The Points of Light setting isn't meant to work that way. It's meant to be more like a collection of cool things you can add to, or combine with, the game you're already running. It's less a precisely-fleshed-out world, and more a network of things you can pick and choose from. Instead of there being a single, central canon that must be adhered to, there are many loosely-linked elements. The DM's table lore is what matters, but folks who love Arkhosia or the Dawn War or various other things can quite easily slot them into what they're doing. Nentir Vale and Elsir Vale (two of the most fleshed-out locations) can very easily be slotted in as places just beyond the horizon, wherever you happen to be in your world.
This flexibility extends to the classes and their implementations as well. Gone are the days of Paladins and Clerics who can have their power yoinked away simply because their divine sugar daddy/momma didn't feel like sharing today. Gone are the notions that secondary sources are less rigorously tested or more wonky to use: in 4e, "everything is core," meaning, PHB1, 2, and 3 are all pretty much balanced with one another. Obviously, some variation remains and some combinations percolate to the top, that's just a fact of life, but by and large, if you want to play a thing, it isn't going to unbalance the game (indeed, it's much more likely that oddball choices will be not quite as good!) But there's also no reason the DM cannot limit what is available in their world, as WotC itself did just that with the Dark Sun Campaign Setting, with Divine classes forbidden and Arcane classes tweaked.

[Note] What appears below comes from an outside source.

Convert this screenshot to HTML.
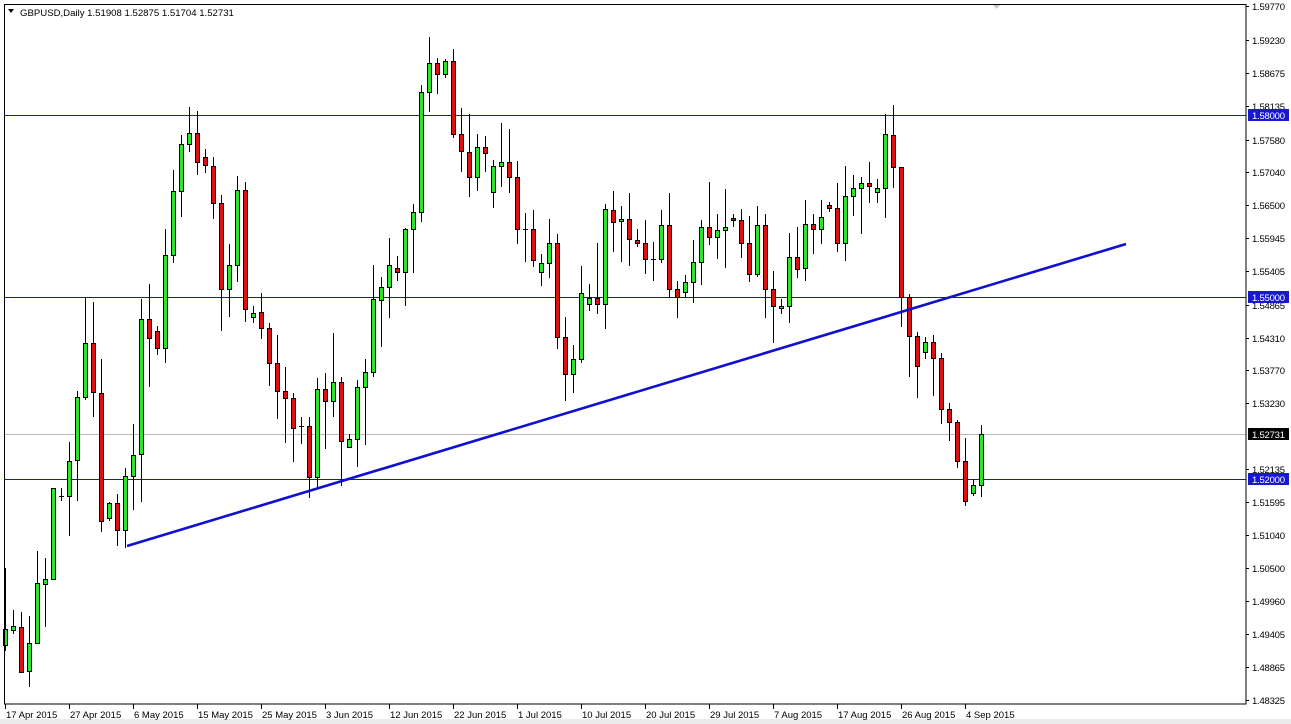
<!DOCTYPE html>
<html><head><meta charset="utf-8"><style>
html,body{margin:0;padding:0;background:#fff;}
body{width:1291px;height:724px;overflow:hidden;position:relative;font-family:"Liberation Sans",sans-serif;}
svg{position:absolute;left:0;top:0;}
</style></head><body>
<svg id="c" width="1291" height="724" xmlns="http://www.w3.org/2000/svg" font-family="Liberation Sans, sans-serif" font-size="9.5">
<rect x="0" y="0" width="1291" height="724" fill="#fff"/>
<rect x="0" y="719" width="1291" height="5" fill="#ececec"/>
<line x1="4" y1="115.5" x2="1246" y2="115.5" stroke="#1818b0" stroke-width="1"/>
<line x1="4" y1="297.5" x2="1246" y2="297.5" stroke="#1818b0" stroke-width="1"/>
<line x1="4" y1="479.5" x2="1246" y2="479.5" stroke="#1818b0" stroke-width="1"/>
<line x1="4" y1="434.5" x2="1246" y2="434.5" stroke="#b8b8b8" stroke-width="1"/>
<g id="cd"></g>
<line x1="127" y1="546" x2="1126" y2="244" stroke="#1010d0" stroke-width="2.6"/>
<rect x="4.5" y="4.5" width="1241.5" height="699.5" fill="none" stroke="#000" stroke-width="1"/>
<text x="20" y="16" fill="#000" font-size="9.6">GBPUSD,Daily  1.51908 1.52875 1.51704 1.52731</text>
<polygon points="8,9 14,9 11,13" fill="#000"/>
<polygon points="993,5 1000,5 996.5,9" fill="#c8c8c8"/>
<g id="ax"></g>
</svg>
<script>
var d=[
['g',629,645,568,651],['g',626,630,610,634],['r',627,672,612,673],['g',643,671,616,687],['g',583,643,551,644],
['g',579,584,558,627],['g',488,579,488,580],['d',496,496,488,501],['g',461,496,442,536],['g',397,460,391,501],
['g',343,397,297,400],['r',343,392,302,417],['r',393,521,359,532],['g',503,518,502,521],['r',503,530,494,546],
['g',476,530,468,548],['g',455,476,424,510],['g',319,454,299,502],['r',319,338,284,387],['r',331,348,326,355],
['g',255,348,229,363],['g',191,255,170,263],['g',144,191,135,217],['g',133,144,107,152],['r',133,162,111,175],
['r',157,165,149,173],['r',166,203,157,219],['r',203,289,195,331],['g',265,289,244,317],['g',190,265,176,282],
['r',190,309,182,322],['g',313,317,306,323],['r',312,328,293,339],['r',328,363,323,386],['r',363,391,335,419],
['r',391,398,367,443],['r',398,428,393,462],['d',426,426,417,444],['r',426,477,417,498],['g',389,477,378,489],
['r',389,401,373,449],['g',382,401,333,417],['r',382,441,377,486],['g',439,447,434,447],['g',387,439,380,467],
['g',372,387,359,445],['g',299,372,265,377],['g',287,300,277,347],['g',265,287,238,318],['r',268,272,256,281],
['g',229,272,228,306],['g',212,229,204,273],['g',92,212,85,222],['g',63,92,37,112],['r',63,74,58,94],
['g',61,74,59,78],['r',61,134,49,138],['r',134,151,108,172],['r',152,177,114,197],['g',147,177,134,191],
['r',147,153,136,172],['g',166,192,160,208],['g',162,166,123,187],['r',162,177,129,193],['r',177,229,161,244],
['d',229,229,213,262],['r',229,260,210,267],['g',263,272,254,286],['g',243,263,219,278],['r',243,337,234,349],
['r',337,374,317,401],['g',359,374,345,393],['g',293,359,266,363],['g',298,304,284,311],['r',298,304,243,314],
['g',209,304,204,329],['r',210,222,191,252],['g',219,221,206,262],['r',219,239,193,266],['r',240,243,229,247],
['r',243,259,220,274],['d',259,259,242,281],['g',225,259,210,263],['r',225,289,193,297],['r',289,297,281,318],
['g',282,292,275,297],['g',262,282,240,303],['g',227,262,220,285],['r',227,237,182,245],['g',230,237,214,259],
['g',227,230,189,268],['r',218,220,214,227],['r',220,243,209,258],['r',243,274,216,282],['g',225,274,206,277],
['r',225,289,214,318],['r',289,306,271,343],['g',306,308,299,314],['g',257,306,233,323],['r',257,269,227,278],
['g',224,268,200,281],['r',224,229,214,254],['g',217,229,200,244],['r',205,208,202,212],['r',208,243,183,252],
['g',196,243,166,261],['g',188,196,175,216],['g',183,188,177,234],['r',183,186,162,203],['g',188,192,179,203],
['g',134,188,114,218],['r',135,167,105,188],['r',167,297,167,327],['r',297,336,294,377],['r',336,366,332,398],
['g',342,352,337,359],['r',342,358,335,396],['r',358,409,353,424],['r',409,422,403,441],['r',422,461,420,468],
['r',461,501,438,506],['g',485,493,479,496],['g',434,485,425,497]];
var s='';
d.forEach(function(c,k){var x=5+8*k;
s+='<line x1="'+(x+0.5)+'" y1="'+c[3]+'" x2="'+(x+0.5)+'" y2="'+c[4]+'" stroke="#000"/>';
if(c[0]=='d'){s+='<line x1="'+(x-2)+'" y1="'+(c[1]+0.5)+'" x2="'+(x+3)+'" y2="'+(c[1]+0.5)+'" stroke="#000"/>';}
else{var h=Math.max(c[2]-c[1],2);s+='<rect x="'+(x-1.5)+'" y="'+(c[1]+0.5)+'" width="4" height="'+h+'" fill="'+(c[0]=='g'?'#2ee62e':'#dd1111')+'" stroke="#000" stroke-width="1"/>';}
});
document.getElementById('cd').innerHTML=s;
var a='';
var P=[['1.59770',6],['1.59230',40],['1.58675',73],['1.58135',106],['1.57580',140],['1.57040',172],['1.56500',205],['1.55945',238],['1.55405',271],['1.54865',305],['1.54310',338],['1.53770',370],['1.53230',403],['1.52135',469],['1.51595',502],['1.51040',535],['1.50500',568],['1.49960',601],['1.49405',634],['1.48865',667],['1.48325',700]];
P.forEach(function(p){a+='<line x1="1246" y1="'+(p[1]+0.5)+'" x2="1249" y2="'+(p[1]+0.5)+'" stroke="#000"/><text x="1252" y="'+(p[1]+4)+'" fill="#000" textLength="33">'+p[0]+'</text>';});
[['1.58000',115,'#1818d0'],['1.55000',297,'#1818d0'],['1.52000',479,'#1818d0'],['1.52731',434,'#000']].forEach(function(b){
a+='<rect x="1248" y="'+(b[1]-6)+'" width="41" height="12" fill="'+b[2]+'"/><text x="1252" y="'+(b[1]+4)+'" fill="#fff" textLength="33">'+b[0]+'</text>';});
var D=['17 Apr 2015','27 Apr 2015','6 May 2015','15 May 2015','25 May 2015','3 Jun 2015','12 Jun 2015','22 Jun 2015','1 Jul 2015','10 Jul 2015','20 Jul 2015','29 Jul 2015','7 Aug 2015','17 Aug 2015','26 Aug 2015','4 Sep 2015'];
D.forEach(function(t,i){var x=5+64*i;a+='<line x1="'+(x+0.5)+'" y1="704" x2="'+(x+0.5)+'" y2="709" stroke="#000"/><text x="'+(x+1)+'" y="718" fill="#000">'+t+'</text>';});
document.getElementById('ax').innerHTML=a;
</script>
</body></html>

* Technically, this is an exaggeration. It is valid to have nigh-infinite sections of the Elemental Chaos that are just pure fire or whatever. But because "just endless pure fire and literally nothing else" isn't interesting, the books don't spend any time talking about that stuff, and instead focusing on stuff that is about the power of fire, like the City of Brass, but not the Elemental Plane of Fire.
** The 4e books consciously call every deity a "god," as the authors consider "goddess" unnecessary and somewhat sexist. So Erathis is the god of law, invention, and civilization.